コメの価格高騰が続く中、政府が随意契約で放出した備蓄米の販売が福井県内でも8日から始まりました。
 
精米会社に到着してからわずか2日後に消費者の元へと届けられたということもあり、パッケージはとても簡素。店を運営する企業は「とにかく安く、早く県内の消費者へ提供するためだった」としています。
 
県内での“格安備蓄米”は6月中旬から販売が本格化する見通しです。


◆精米会社は通常の倍の業務量に

福井市の精米会社「福井精米」には7日、70トンの備蓄米が運び込まれました。2022年に生産された新潟県産の古古米で、随意契約により大手小売業者が購入したものです。県内の店舗での販売に向けて、精米から袋詰めまでがこの工場で行われました。
  
社員は「普段は60~70トン精米しているが、そこに備蓄米が70トン加わり倍の精米が作業になった」と話します。
 
この工場には今秋以降も複数の大手小売業者が随意契約で購入した備蓄米が運ばれる見通しです。普段の精米業務に加えて備蓄米の精米も行うことになり、土曜日や日曜日にも工場を稼働させる計画です。


◆ドラッグストアで30袋が店頭に

そして翌日の8日、県内のドラックストアで“格安備蓄米”の販売が始まりました。
   
坂井市に本社を置くドラッグストアのゲンキーは8日から、県内にある87の全店舗で随意契約で購入した備蓄米の販売をスタート。
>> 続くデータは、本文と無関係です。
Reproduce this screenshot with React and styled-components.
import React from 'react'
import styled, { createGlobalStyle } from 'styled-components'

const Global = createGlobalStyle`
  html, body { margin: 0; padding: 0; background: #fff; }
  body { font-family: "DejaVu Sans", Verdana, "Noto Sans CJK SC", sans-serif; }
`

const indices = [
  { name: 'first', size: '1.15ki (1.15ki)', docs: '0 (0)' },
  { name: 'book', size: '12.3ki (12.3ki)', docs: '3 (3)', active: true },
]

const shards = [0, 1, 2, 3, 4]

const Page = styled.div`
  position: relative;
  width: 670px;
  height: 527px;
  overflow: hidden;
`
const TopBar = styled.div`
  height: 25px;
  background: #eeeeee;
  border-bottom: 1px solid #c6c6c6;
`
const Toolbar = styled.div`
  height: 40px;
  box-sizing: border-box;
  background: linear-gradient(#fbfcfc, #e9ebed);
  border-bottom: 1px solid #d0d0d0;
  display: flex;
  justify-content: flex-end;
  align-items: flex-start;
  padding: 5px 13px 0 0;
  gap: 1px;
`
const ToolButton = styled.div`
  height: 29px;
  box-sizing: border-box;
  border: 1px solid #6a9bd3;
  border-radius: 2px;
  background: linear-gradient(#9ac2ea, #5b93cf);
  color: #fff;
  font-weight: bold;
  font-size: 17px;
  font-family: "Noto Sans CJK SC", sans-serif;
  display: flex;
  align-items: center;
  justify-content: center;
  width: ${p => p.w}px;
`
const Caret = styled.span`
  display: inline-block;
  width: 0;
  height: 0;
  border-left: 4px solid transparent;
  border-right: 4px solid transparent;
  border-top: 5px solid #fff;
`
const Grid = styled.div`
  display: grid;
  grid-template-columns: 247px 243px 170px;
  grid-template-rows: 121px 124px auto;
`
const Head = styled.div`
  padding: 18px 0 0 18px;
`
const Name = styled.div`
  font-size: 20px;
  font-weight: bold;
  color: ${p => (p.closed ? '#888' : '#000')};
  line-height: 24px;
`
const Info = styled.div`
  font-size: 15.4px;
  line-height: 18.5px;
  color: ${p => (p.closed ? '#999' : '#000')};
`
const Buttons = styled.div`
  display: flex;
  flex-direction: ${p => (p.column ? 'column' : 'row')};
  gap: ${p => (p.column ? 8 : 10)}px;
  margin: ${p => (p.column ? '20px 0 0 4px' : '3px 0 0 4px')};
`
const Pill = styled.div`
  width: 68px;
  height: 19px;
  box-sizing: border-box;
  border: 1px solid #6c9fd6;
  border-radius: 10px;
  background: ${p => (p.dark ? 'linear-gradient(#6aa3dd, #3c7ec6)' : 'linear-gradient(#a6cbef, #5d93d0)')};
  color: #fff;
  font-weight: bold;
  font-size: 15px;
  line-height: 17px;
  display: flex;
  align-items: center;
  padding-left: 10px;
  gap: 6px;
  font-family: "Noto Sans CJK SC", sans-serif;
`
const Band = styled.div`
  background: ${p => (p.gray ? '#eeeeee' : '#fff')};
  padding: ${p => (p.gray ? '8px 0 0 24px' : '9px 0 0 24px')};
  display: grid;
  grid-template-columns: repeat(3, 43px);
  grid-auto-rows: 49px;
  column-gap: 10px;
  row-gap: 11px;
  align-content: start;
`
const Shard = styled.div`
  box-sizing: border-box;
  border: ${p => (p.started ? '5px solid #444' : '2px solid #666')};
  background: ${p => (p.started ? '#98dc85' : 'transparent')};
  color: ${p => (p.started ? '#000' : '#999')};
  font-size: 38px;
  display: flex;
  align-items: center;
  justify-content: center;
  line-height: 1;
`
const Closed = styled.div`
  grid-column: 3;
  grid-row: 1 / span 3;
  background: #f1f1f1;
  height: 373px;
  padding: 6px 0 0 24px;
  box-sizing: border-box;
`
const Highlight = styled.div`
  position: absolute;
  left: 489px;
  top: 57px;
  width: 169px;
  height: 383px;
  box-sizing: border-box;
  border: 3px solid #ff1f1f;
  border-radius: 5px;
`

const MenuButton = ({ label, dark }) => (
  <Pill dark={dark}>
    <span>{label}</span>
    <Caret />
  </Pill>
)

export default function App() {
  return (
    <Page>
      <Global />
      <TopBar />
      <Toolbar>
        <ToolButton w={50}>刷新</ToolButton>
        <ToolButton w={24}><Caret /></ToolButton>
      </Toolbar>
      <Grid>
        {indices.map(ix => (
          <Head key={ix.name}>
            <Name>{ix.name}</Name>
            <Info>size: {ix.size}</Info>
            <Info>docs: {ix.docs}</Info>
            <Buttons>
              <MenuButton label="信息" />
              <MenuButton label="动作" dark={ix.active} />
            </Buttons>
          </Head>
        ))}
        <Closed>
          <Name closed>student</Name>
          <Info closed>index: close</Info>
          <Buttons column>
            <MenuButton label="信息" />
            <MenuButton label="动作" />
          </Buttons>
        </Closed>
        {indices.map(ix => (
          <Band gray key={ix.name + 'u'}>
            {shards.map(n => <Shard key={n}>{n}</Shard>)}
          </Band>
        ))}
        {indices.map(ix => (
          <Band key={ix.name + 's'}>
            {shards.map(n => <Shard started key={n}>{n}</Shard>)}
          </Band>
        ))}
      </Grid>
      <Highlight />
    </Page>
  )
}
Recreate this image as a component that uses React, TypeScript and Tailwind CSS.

価格は税込みで10キロ4082円です。
  
永平寺町にある松岡店では30袋余りが用意され、訪れた客が「コメがなくなったのでちょうど良かったと買いにきた。」「安いと思う。主人が多く食べるのでコメは必要」とさっそく手に取っていました。
 
ゲンキーの藤永賢一社長は「やはり精米所の確保が最大のネック。業者からの納品の日程は決まってもどこでどれだけ精米するかが困難を極めた。今回、第一弾が来てほっとしている。今週中に残りの4県も販売開始していきたい」と話していました。
 
県内のゲンキーの店舗では8日に用意された10キロの1200袋が1日で完売していて、精米などの準備が整い次第、順次入荷する予定だとしています。

随意契約による備蓄米が加わることでコメ全体の価格は値下げへとつながるのでしょうか。藤永社長は「備蓄米が突破口となり以前の価格にもどることは難しい。5キロ3000円台と総理も言っているがそのあたりがバランスがいい。5キロ4000円は高すぎる」とします。
 
ゲンキーでは随意契約の備蓄米を6000トン確保していて、6月下旬にはスムーズな流通が確保できると見ています。

◆「下がって欲しい」「コメだけ上がらないのはおかしい」県民の声

佐々木拓哉アナウンサー:
「きのう県内での販売が始まった格安の備蓄米。県民の皆さんはどのように見ているのでしょうか」
 
県民は―
「安いですね。1回食べてみたいなとは思う」
「(コメの値段が)去年などと比べて倍くらいに上がっているから、できれば下がってほしい」
「コメを作っているから、私は高めだとは思っていない。何でも価格が上がっているのに、コメだけ上がらないというのはおかしな話」
「従来の価格が適正だったのか考えさせられる。ただ、高いと家計に影響はあるのでどうなるのか気になる」

◆プラントや平和堂でも中旬から販売予定

随意契約の備蓄米販売についてそのほかの県内のスーパーやドラッグストアに聞きました。
 
▼プラント
2021年度産の備蓄米を6月20日頃に全店で販売予定。価格は5キロで税抜き1800円前後の予定。
   
▼平和堂
2022年度産の備蓄米を6月中旬に販売予定。価格は5キロで税抜き1980円の予定。
 
▼コスモス
2022年度産の備蓄米を6月中旬に販売予定。価格は5キロで税抜き1833円の予定。
 
▼バロー
県外の店舗ではすでに販売を開始も、県内は準備が整い次第HPで公表予定。
  
▼クスリのアオキ、イオン
県内での販売は調整中で販売時期や価格は未定。